Despite these problems, these debates between high-profile public intellectuals can only do so much to solve the problem that they implicitly seek to address. It is true that at Bowdoin, like at many other colleges, conservative students feel hesitance voicing their opinions but, this and last year’s events—which were planned concurrently—appear to have been aimed more at crafting the appearance of engagement across difference rather than rigorously pursuing that engagement.

There are many ways to do this that do not involve paying large sums of money to the featured speakers.

Many students cited the post-talk discussion in Thorne as the most rewarding and fruitful part of the evening. Granted space and a sensitivity towards political differences, the event gave students from all political beliefs an opportunity to share and connect in a way that does not normally happen in our lives here—airing the viewpoints that exist within the student body itself is an important step in making space for conservative voices. Although a keynote event can help to spur these discussions, it is not the only possible means.

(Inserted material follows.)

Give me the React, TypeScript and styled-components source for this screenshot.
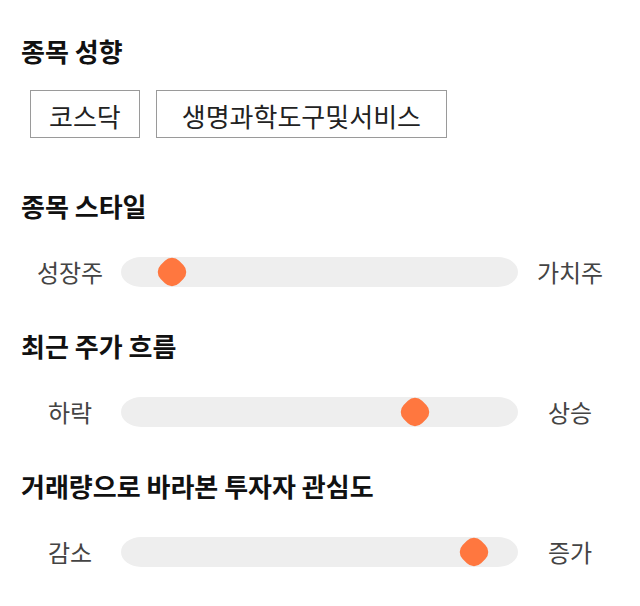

Other “What Matters” events, like the discussion of ideological diversity at Bowdoin, moderated by Professor of Government Paul Franco last February, or a professor panel held in spring 2016 on freedom of expression, have drawn sizeable crowds and spurred meaningful discussion. Events like these show that the College does not have to reach for A-list public intellectuals to enliven campus discussion but rather can simply engage those already within our community. At our best, we can use these discussions to embrace the messiness and complexities of each other’s ideas to better understand one another.